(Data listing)
....

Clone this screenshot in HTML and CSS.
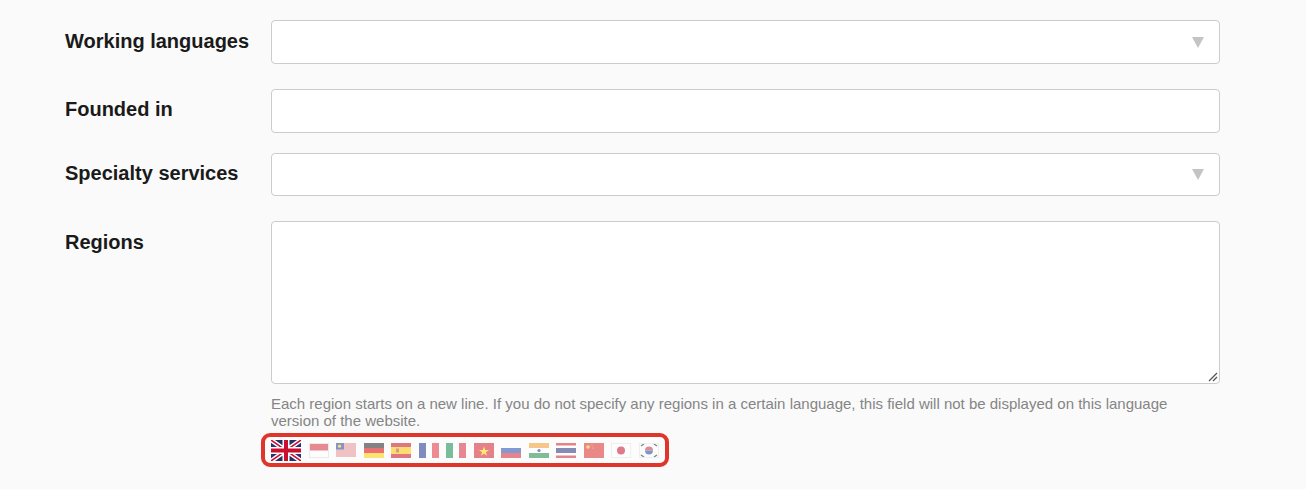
FILE: index.html
```html
<!DOCTYPE html>
<html lang="en">
<head>
<meta charset="utf-8">
<title>Company profile</title>
<link rel="stylesheet" href="styles.css">
</head>
<body>
<form class="form">
  <div class="row row-a">
    <label class="label">Working languages</label>
    <div class="field select"><span class="arrow"></span></div>
  </div>
  <div class="row row-b">
    <label class="label">Founded in</label>
    <div class="field"></div>
  </div>
  <div class="row row-c">
    <label class="label">Specialty services</label>
    <div class="field select short"><span class="arrow"></span></div>
  </div>
  <div class="row row-d">
    <label class="label">Regions</label>
    <div class="control">
      <div class="area">
        <svg class="grip" width="10" height="10" viewBox="0 0 10 10"><path d="M1 9 9 1M5 9 9 5" stroke="#555" stroke-width="1.3" fill="none"/></svg>
      </div>
      <p class="help">Each region starts on a new line. If you do not specify any regions in a certain language, this field will not be displayed on this language version of the website.</p>
      <div class="flags">
        <svg class="flag uk" viewBox="0 0 30 21"><rect width="30" height="21" fill="#2b2f6b"/><path d="M0 0 30 21M30 0 0 21" stroke="#fff" stroke-width="4.5"/><path d="M0 0 30 21M30 0 0 21" stroke="#c8102e" stroke-width="1.5"/><path d="M15 0V21M0 10.500H30" stroke="#fff" stroke-width="7"/><path d="M15 0V21M0 10.500H30" stroke="#c8102e" stroke-width="4"/></svg>
        <svg class="flag" viewBox="0 0 20 15"><rect width="20" height="15" fill="#fff"/><rect width="20" height="7.500" fill="#d9303a"/><rect x=".5" y=".5" width="19" height="14" fill="none" stroke="#ddd"/></svg>
        <svg class="flag" viewBox="0 0 20 15"><rect width="20" height="15" fill="#fff"/><path d="M0 1H20M0 3H20M0 5H20M0 7H20M0 9H20M0 11H20M0 13H20" stroke="#cc2b35" stroke-width="1"/><rect width="8" height="6.500" fill="#2a3f8f"/><circle cx="3.500" cy="3.200" r="1.600" fill="#f2c531"/></svg>
        <svg class="flag" viewBox="0 0 20 15"><rect width="20" height="5" fill="#222"/><rect y="5" width="20" height="5" fill="#d00"/><rect y="10" width="20" height="5" fill="#fc0"/></svg>
        <svg class="flag" viewBox="0 0 20 15"><rect width="20" height="15" fill="#c60b1e"/><rect y="4" width="20" height="7" fill="#ffc400"/><rect x="5" y="5.500" width="3" height="4" fill="#b5541c"/></svg>
        <svg class="flag" viewBox="0 0 20 15"><rect width="7" height="15" fill="#1c2f8f"/><rect x="7" width="6" height="15" fill="#fff"/><rect x="13" width="7" height="15" fill="#e0323c"/></svg>
        <svg class="flag" viewBox="0 0 20 15"><rect width="7" height="15" fill="#128a4a"/><rect x="7" width="6" height="15" fill="#fff"/><rect x="13" width="7" height="15" fill="#d8293a"/></svg>
        <svg class="flag" viewBox="0 0 20 15"><rect width="20" height="15" fill="#d4202c"/><path d="M10 3.500 11.200 7.100H15L11.900 9.300 13 12.800 10 10.600 7 12.800 8.100 9.300 5 7.100H8.800Z" fill="#ffdd00"/></svg>
        <svg class="flag" viewBox="0 0 20 15"><rect width="20" height="5" fill="#fff"/><rect y="5" width="20" height="5" fill="#1f49b0"/><rect y="10" width="20" height="5" fill="#d5232f"/></svg>
        <svg class="flag" viewBox="0 0 20 15"><rect width="20" height="5" fill="#f39a2d"/><rect y="5" width="20" height="5" fill="#fff"/><rect y="10" width="20" height="5" fill="#1c8a45"/><circle cx="10" cy="7.500" r="1.600" fill="#1b2a80"/></svg>
        <svg class="flag" viewBox="0 0 20 15"><rect width="20" height="15" fill="#d3202e"/><rect y="2.500" width="20" height="10" fill="#fff"/><rect y="5" width="20" height="5" fill="#26307a"/></svg>
        <svg class="flag" viewBox="0 0 20 15"><rect width="20" height="15" fill="#dc2a2a"/><circle cx="4" cy="4" r="1.800" fill="#f6c62d"/><circle cx="8" cy="2" r=".6" fill="#f6c62d"/><circle cx="9" cy="5" r=".6" fill="#f6c62d"/></svg>
        <svg class="flag" viewBox="0 0 20 15"><rect width="20" height="15" fill="#fff"/><circle cx="10" cy="7.500" r="4" fill="#c8102e"/><rect x=".5" y=".5" width="19" height="14" fill="none" stroke="#e5e5e5"/></svg>
        <svg class="flag" viewBox="0 0 20 15"><rect width="20" height="15" fill="#fff"/><path d="M6 7.500a4 4 0 0 1 8 0z" fill="#cd2e3a"/><path d="M6 7.500a4 4 0 0 0 8 0z" fill="#0f4a9c"/><path d="M2 3 5 1M2 12l3 2M15 1l3 2M15 14l3-2" stroke="#222" stroke-width="1.500"/><rect x=".5" y=".5" width="19" height="14" fill="none" stroke="#e5e5e5"/></svg>
      </div>
    </div>
  </div>
</form>
</body>
</html>
```
FILE: styles.css
```css
* { box-sizing: border-box; }
html, body { margin: 0; background: #fafafa; }
body {
  height: 489px;
  overflow: hidden;
  font-family: "Liberation Sans", Arial, sans-serif;
  color: #1a1a1a;
}
.form { padding: 20px 86px 0 65px; }
.row {
  display: grid;
  grid-template-columns: 206px 949px;
}
.row-a, .row-c { margin-bottom: 25px; }
.row-b { margin-bottom: 20px; }
.label {
  font-size: 20px;
  font-weight: 700;
  line-height: 24px;
  padding-top: 9px;
}
.row-b .label { padding-top: 8px; }
.row-c .label { padding-top: 8px; }
.row-d .label { padding-top: 9px; }
.field, .area {
  background: #fff;
  border: 1px solid #ccc;
  border-radius: 4px;
}
.field { height: 44px; }
.field.short { height: 43px; }
.select {
  display: flex;
  align-items: center;
  justify-content: flex-end;
  padding-right: 15px;
}
.arrow {
  width: 0;
  height: 0;
  border-left: 6px solid transparent;
  border-right: 6px solid transparent;
  border-top: 11px solid #c4c4c4;
}
.area {
  height: 163px;
  display: flex;
  align-items: flex-end;
  justify-content: flex-end;
  padding: 0 1px 1px 0;
}
.grip { display: block; }
.help {
  margin: 11px 0 0;
  padding-right: 10px;
  font-size: 15px;
  line-height: 17px;
  color: #858585;
}
.flags {
  display: inline-flex;
  align-items: center;
  gap: 7.500px;
  margin: 4px 0 0 -10px;
  height: 34px;
  padding: 0 6px;
  border: 4px solid #e0352b;
  border-radius: 9px;
  background: #fcfcfc;
}
.flag {
  display: block;
  width: 20px;
  height: 15px;
  opacity: .55;
  flex: none;
}
.flag.uk {
  width: 30px;
  height: 21px;
  opacity: 1;
}
```
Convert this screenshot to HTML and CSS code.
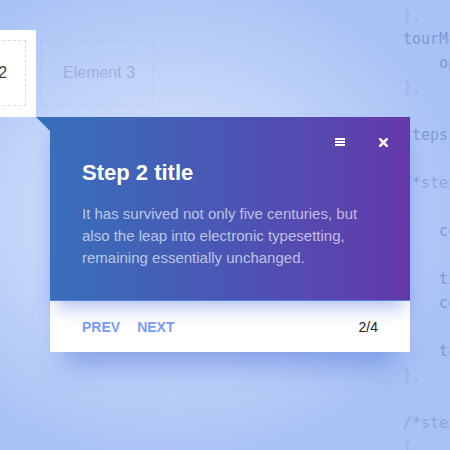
FILE: index.html
```html
<!DOCTYPE html>
<html lang="en">
<head>
<meta charset="utf-8">
<title>Tour step 2</title>
<link rel="stylesheet" href="styles.css">
</head>
<body>
<div class="stage">
  <pre class="code"><span class="p">},</span>
tourMap<span class="p">: {</span>
    options<span class="p">: {</span>
<span class="p">},</span>

steps<span class="p">: [</span>

<span class="c">/*step 1*/</span>
<span class="p">{</span>
    content<span class="p">:</span>

    title<span class="p">:</span>
    content<span class="p">:</span>

    target<span class="p">:</span>
<span class="p">},</span>

<span class="c">/*step 2*/</span>
<span class="p">{</span></pre>

  <div class="elements">
    <div class="element is-active">Element 2</div>
    <div class="element is-dim">Element 3</div>
  </div>

  <div class="tour">
    <span class="tour-arrow"></span>
    <div class="tour-head">
      <div class="tour-tools">
        <button class="tool" aria-label="Menu">
          <svg width="10" height="8" viewBox="0 0 10 8"><rect x="0" y="0" width="10" height="2" fill="#fff"/><rect x="0" y="3" width="10" height="2" fill="#fff"/><rect x="0" y="6" width="10" height="2" fill="#fff"/></svg>
        </button>
        <button class="tool" aria-label="Close">
          <svg width="9" height="9" viewBox="0 0 9 9"><path d="M1.2 1.2 L7.8 7.8 M7.8 1.2 L1.2 7.8" stroke="#fff" stroke-width="2.6" stroke-linecap="square"/></svg>
        </button>
      </div>
      <h2 class="tour-title">Step 2 title</h2>
      <p class="tour-text">It has survived not only five centuries, but also the leap into electronic typesetting, remaining essentially unchanged.</p>
    </div>
    <div class="tour-foot">
      <div class="tour-nav">
        <a class="nav-link">PREV</a>
        <a class="nav-link">NEXT</a>
      </div>
      <span class="tour-count">2/4</span>
    </div>
  </div>
</div>
</body>
</html>
```

FILE: styles.css
```css
html, body {
  margin: 0;
  padding: 0;
  width: 450px;
  height: 450px;
  overflow: hidden;
}

body {
  font-family: "Liberation Sans", Arial, sans-serif;
  background:
    radial-gradient(ellipse 300px 250px at 170px 215px, #d8e4fd 0%, #c6d7fa 45%, #a8c2f5 100%),
    #a8c2f5;
}

.stage {
  position: relative;
  width: 450px;
  height: 450px;
  overflow: hidden;
}

.code {
  position: absolute;
  left: 403px;
  top: 3px;
  margin: 0;
  font-family: "DejaVu Sans Mono", "Liberation Mono", monospace;
  font-size: 15px;
  line-height: 24px;
  color: #8199d4;
  white-space: pre;
}

.code .p { color: #9cb2e6; }
.code .c { color: #8fa6dd; }

.elements {
  display: flex;
  gap: 14px;
  padding-top: 40px;
  margin-left: -88px;
}

.element {
  box-sizing: border-box;
  width: 114px;
  height: 66px;
  padding-left: 22px;
  display: flex;
  align-items: center;
  font-size: 16px;
}

.element.is-active {
  border: 1px dashed #dcdcdc;
  color: #444;
  background: #fff;
  box-shadow: 0 0 0 10px #fff, 0 1px 0 10px #fff;
}

.element.is-dim {
  border: 1px dashed rgba(140, 165, 225, 0.2);
  color: #9db0dc;
}

.tour {
  position: absolute;
  left: 50px;
  top: 117px;
  width: 360px;
  background: #fff;
  box-shadow: 0 26px 26px -14px rgba(60, 95, 210, 0.45);
  z-index: 2;
}

.tour-arrow {
  position: absolute;
  left: -14px;
  top: 0;
  width: 0;
  height: 0;
  border-top: 14px solid #386fbb;
  border-left: 14px solid transparent;
}

.tour-head {
  position: relative;
  z-index: 1;
  padding: 11px 32px 31px;
  background: linear-gradient(90deg, #386fbb 0%, #4d53b3 55%, #6538aa 100%);
  border-bottom: 1px solid #4c86dd;
  box-shadow: 0 12px 18px -6px rgba(70, 105, 220, 0.45);
}

.tour-tools {
  display: flex;
  justify-content: flex-end;
  align-items: center;
  gap: 25px;
  height: 28px;
  margin-right: -14px;
}

.tool {
  display: flex;
  align-items: center;
  justify-content: center;
  width: 18px;
  height: 18px;
  padding: 0;
  border: 0;
  background: transparent;
}

.tour-title {
  margin: 4px 0 0;
  font-size: 22px;
  line-height: 26px;
  font-weight: bold;
  color: #fff;
}

.tour-text {
  margin: 17px 0 0;
  font-size: 15px;
  line-height: 22px;
  color: rgba(255, 255, 255, 0.65);
}

.tour-foot {
  display: flex;
  align-items: center;
  justify-content: space-between;
  height: 51px;
  padding: 0 32px;
}

.tour-nav {
  display: flex;
  gap: 17px;
}

.nav-link {
  font-size: 14px;
  font-weight: bold;
  color: #7a9df5;
}

.tour-count {
  font-size: 14px;
  color: #222;
}
```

....

Exercise aim: Of the lines in the material, how many include "code"? Respond with the number alone.

Result of this task: 5